Public records threaten privacy and related interests in a variety of ways. They may permit law enforcement snooping. They prevent anonymity and pseudonymity, which are important and appropriate social customs. They can be improperly used by bureaucrats or released indiscriminately to the public. And, when criminals have access to them, they can be used to further fraud and violent crimes.

But they have many beneficial uses, too. Public records enable the press and community leaders to investigate and thwart wrongdoing. Motor vehicle records have been used to contact people whose cars are observed cruising neighborhoods in search of drugs or prostitutes. Such records have been used by Mothers Against Drunk Drivers to uncover alcohol abuse by residents of local communities and by reporters to uncover alcohol abuse by airline pilots and school bus drivers.

I understand that about 3 million people change their last names each year due to marriage and divorce, and 42 million consumers move every year. Credit reporting agencies and others use public records to track these changes and preserve the good credit records of many people, while protecting us from people who would hide their bad credit histories or other negative background.

Public access to government records also plays a large part in ensuring open government. Access to public records allows citizens to monitor the functions of their government directly, and it allows the press to fully exercise its watchdog role.

So, even in the post-9/11 environment, blanketing public records with secrecy is not a satisfactory solution. This would compromise important open-government values and prevent beneficial uses. Governments should not be able to keep records on citizens hidden from view.

Redaction or editing of records is also not a satisfactory solution. This leaves fallible government officials and bureaucracies in control of citizens' personal information — and unanswerable for their conduct.

Instead, as I said before, loss of privacy must be recognized as a cost of government programs that require citizens to be counted, catalogued, measured, tested, and watched. The only satisfactory protection for privacy in the case of public records is to reduce the need for public records in the first place, by reducing the role of government in intimate details of citizens’ lives.

To the extent records are collected, they should generally be available to the public in order to prevent secret government databases from becoming common practice. Information in public records should be kept secret only if that will have a substantial role in preventing identified and discrete harms to the public.

There is much more to do to reconcile the tension between public records, privacy, and other interests.

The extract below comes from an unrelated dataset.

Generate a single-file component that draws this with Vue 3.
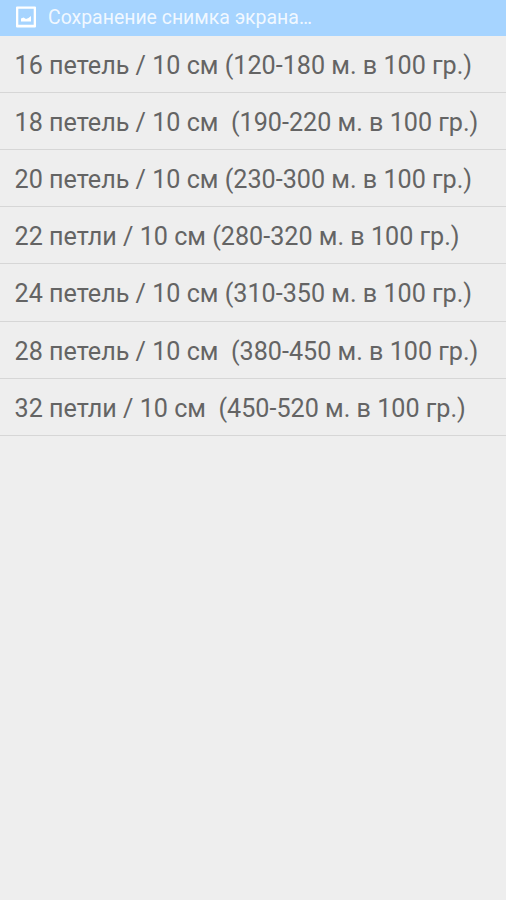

The Progress & Freedom Foundation has published a book on the topic called Privacy and the Digital State: Balancing Public Information and Personal Privacy by PFF Senior Fellow Alan Charles Raul. This is a beginning, and I hope much more analysis is done.

My own belief is that the Privacy Act is due for revision. Technology has changed quite a bit since the Act was passed and — just as important — our understanding of privacy and government has changed since the Act was passed.

Perhaps you and I can work together on re-examining and rationalizing the Privacy Act once more. Maybe we could shorten it a bit. If we can cut down it’s length by, say, 10%, I think that will be an achievement. That will make it a little more likely that regular Americans like me will understand what is happening with information about us when we deal with our government.